The more likely scenario, in our view, is that Comey’s actions simply reflect the volume of new material and the consequent uncertainty as to what it might mean. The New York Times reports, citing a senior law enforcement official, that we are dealing with tens of thousands of emails.
That means the Bureau will have to figure out how many are duplicative of emails they’ve already looked at, how many are potentially relevant to an investigation limited to the mishandling of classified information, and whether any at all contain classified information. And as noted above, email investigations are extremely complex.
15) Did Comey breach law enforcement norms by sending yesterday’s letter?
Yes.
For starters, the Justice Department is very cautious about taking major actions in politically loaded cases in the immediate run-up to an election and has policies expressly limiting this kind of activity. This caution exists because our political culture doesn’t want the FBI to influence elections by opening or conducting investigations in a fashion prejudicial to one of the candidates.
A 2012 memorandum from Attorney General Eric Holder to all Justice Department employees articulating this policy says that “If you are faced with a question regarding the timing of charges or overt investigative steps near the time of a primary or general election, please contact the Public Integrity Section of the Criminal Division for further guidance.”
While the Public Integrity Section declined to comment on whether Comey followed these guidelines, common sense suggests that Comey, by consulting with Deputy Attorney General Sally Yates and the attorney general herself, did something more than consult with Public Integrity. And it’s not clear that the steps he has taken (authorizing a review of emails) count as “overt investigative steps” anyway, though the letter to Congress might.
That said, this is a case in point of why this policy exists.
Here Comey opened a new set of questions about one of the major party candidates with 11 days to go in the campaign—questions he has all but said he can’t answer yet. Doing so offers an open-ended opportunity for Clinton’s opponents to make inferences about her conduct.

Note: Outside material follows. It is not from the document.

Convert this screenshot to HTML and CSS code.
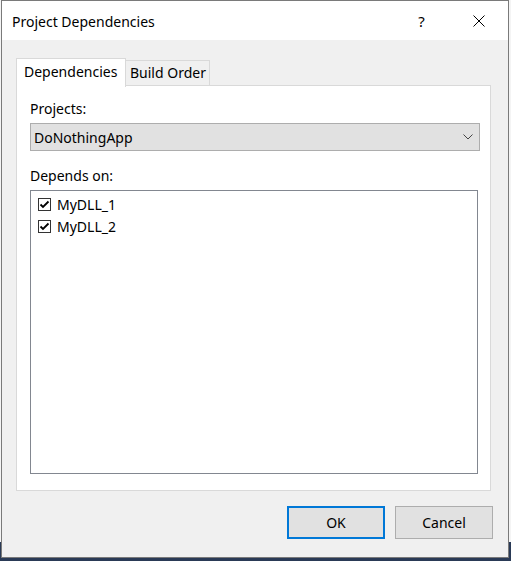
FILE: index.html
```html
<!DOCTYPE html>
<html lang="en">
<head>
    <meta charset="UTF-8">
    <title>Project Dependencies</title>
    <link rel="stylesheet" href="styles.css">
</head>
<body>
    <div class="window">
        <div class="titlebar">
            <span class="title">Project Dependencies</span>
            <span class="help">?</span>
            <span class="close">
                <svg width="12" height="12" viewBox="0 0 12 12"><path d="M0.5 0.5 L11.5 11.5 M11.5 0.5 L0.5 11.5" stroke="#000" stroke-width="1" fill="none"/></svg>
            </span>
        </div>
        <div class="content">
            <div class="tabs">
                <div class="tab active">Dependencies</div>
                <div class="tab">Build Order</div>
            </div>
            <div class="panel">
                <div class="label">Projects:</div>
                <div class="select">
                    <span>DoNothingApp</span>
                    <svg width="10" height="6" viewBox="0 0 10 6"><path d="M0.5 0.5 L5 5 L9.5 0.5" stroke="#444" stroke-width="1" fill="none"/></svg>
                </div>
                <div class="label depends">Depends on:</div>
                <div class="listbox">
                    <div class="item">
                        <span class="check"><svg width="11" height="11" viewBox="0 0 11 11"><path d="M1.5 5.5 L4 8 L9.5 2.5" stroke="#000" stroke-width="1.8" fill="none"/></svg></span>
                        MyDLL_1
                    </div>
                    <div class="item">
                        <span class="check"><svg width="11" height="11" viewBox="0 0 11 11"><path d="M1.5 5.5 L4 8 L9.5 2.5" stroke="#000" stroke-width="1.8" fill="none"/></svg></span>
                        MyDLL_2
                    </div>
                </div>
            </div>
            <div class="buttons">
                <button class="btn default">OK</button>
                <button class="btn">Cancel</button>
            </div>
        </div>
    </div>
</body>
</html>
```

FILE: styles.css
```css
html {
    background: linear-gradient(to bottom, #f4f4f4 0, #f4f4f4 542px, #2a3a56 542px);
    min-height: 100%;
}
body {
    margin: 0;
    font-family: "Noto Sans", sans-serif;
    font-size: 14px;
    color: #000;
    height: 561px;
}
.window {
    margin-left: 1px;
    width: 506px;
    height: 556px;
    border: 1px solid #7a7a7a;
    background-color: #f0f0f0;
}
.titlebar {
    height: 39px;
    background-color: #fff;
    display: flex;
    align-items: center;
}
.title {
    flex: 1;
    padding-left: 10px;
    padding-top: 2px;
    font-size: 14px;
}
.help {
    width: 57px;
    text-align: center;
    font-size: 15px;
}
.close {
    width: 58px;
    display: flex;
    justify-content: center;
}
.content {
    padding: 18px 16px 0 14px;
}
.tabs {
    display: flex;
    align-items: flex-end;
    height: 28px;
    position: relative;
    z-index: 1;
    margin-bottom: -1px;
}
.tab {
    height: 25px;
    line-height: 24px;
    padding: 0 4px;
    border: 1px solid #d9d9d9;
    border-bottom: none;
    background-color: #f0f0f0;
    box-sizing: border-box;
    white-space: nowrap;
    margin-bottom: 1px;
}
.tab.active {
    height: 29px;
    width: 110px;
    padding: 0 7px;
    line-height: 26px;
    background-color: #fff;
    margin-bottom: -1px;
}
.tab:not(.active) {
    width: 84px;
    border-left: none;
}
.panel {
    width: 475px;
    height: 406px;
    box-sizing: border-box;
    border: 1px solid #d9d9d9;
    background-color: #fff;
    padding: 13px 10px 0 13px;
}
.label {
    line-height: 20px;
}
.select {
    margin-top: 4px;
    height: 28px;
    box-sizing: border-box;
    border: 1px solid #adadad;
    background-color: #e1e1e1;
    display: flex;
    align-items: center;
    justify-content: space-between;
    padding: 0 6px 0 3px;
}
.depends {
    margin-top: 15px;
}
.listbox {
    margin-top: 4px;
    margin-right: 2px;
    height: 284px;
    box-sizing: border-box;
    border: 1px solid #828790;
    background-color: #fff;
    padding-top: 2px;
}
.item {
    height: 22px;
    display: flex;
    align-items: center;
    padding-left: 7px;
}
.check {
    width: 11px;
    height: 11px;
    border: 1px solid #333;
    margin-right: 6px;
    display: flex;
}
.buttons {
    display: flex;
    justify-content: flex-end;
    gap: 10px;
    margin-top: 15px;
    margin-right: -1px;
}
.btn {
    width: 98px;
    height: 33px;
    font-family: inherit;
    font-size: 14px;
    background-color: #e1e1e1;
    border: 1px solid #adadad;
    color: #000;
    padding: 0;
}
.btn.default {
    border: 2px solid #0078d7;
}
```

And Trump has done exactly that, saying yesterday “they are reopening the case into her criminal and illegal conduct that threatens the security of the United States of America. Hillary Clinton’s corruption is on a scale that we have never seen before.”
More generally, as discussed above, Comey’s willingness to talk about his investigative findings is itself atypical—and generally frowned upon.
Notably, the attorney general and Yates appear to have cautioned against what Comey did. Prior to his announcement, the attorney general allegedly “expressed her preference” that Comey follow the Department of Justice’s practice, described above, and not comment.
Despite her advice, at least one administration official has said that Comey felt “obliged” to inform Congress because he had promised to do so if there were developments in the case.
In a blistering Washington Post op-ed, former DOJ spokesman Matthew Miller goes after Comey for the sequence of public statements and disclosures that culminated in yesterday’s letter:
Comey’s original sin came in July, when he held a high-profile news conference to announce his recommendation that the Justice Department bring no charges against Hillary Clinton. In doing so, Comey violated Justice rules about discussing ongoing cases and, as I argued at the time, made assertions that exceeded FBI authority, recklessly speculated about matters for which there was no evidence, and upended the consultative process that should exist between investigators and prosecutors.
Comey argued that his news conference was necessary in a case of intense public interest, but as his actions in the months since have shown, the precedent he set has led only to increasingly problematic outcomes.
First, because Comey had already publicly discussed the investigation, he felt free to answer detailed questions about it before a congressional panel two days later. Comey’s description of not just the FBI’s legal reasoning but also the underlying facts of the case only provided more ammunition to critics on both sides. Notably, when Comey’s titular boss, Attorney General Loretta E. Lynch, appeared before a congressional panel later that month, she declined to follow his lead, citing Justice practices prohibiting her from doing so.
Then Comey decided to turn over the FBI’s investigative file to Congress, refusing to even consult with the State Department over what information should be redacted. When that wasn’t enough to satisfy critics, he publicly released the information in dribs and drabs that fueled repeated news cycles in the midst of the campaign.
With each step, Comey moved further away from department guidelines and precedents, culminating in Friday’s letter to Congress. This letter not only violated Justice rules on commenting on ongoing investigations but also flew in the face of years of precedent about how to handle sensitive cases as Election Day nears.
Miller is being unduly harsh here, but he’s not wrong that Comey is on a slippery slope of sorts, in which each disclosure necessitates the next disclosure and draws the FBI further and further away from Justice Department norms designed to keep law enforcement out of election campaigns.
Having said all that, it’s not clear what realistic alternative Comey might have had. Imagine for a moment that the Bureau had sat on this until after the election and it then emerged that (a) the FBI had additional emails, (b) that Comey knew it had additional emails, (c) that having testified that the investigation was completed he (d) he did not authorize additional review or he did so but did not notify Congress that his earlier statements had proven incorrect. It would be a major major scandal, particularly if one or more of those emails fundamentally undermined his earlier investigative judgments.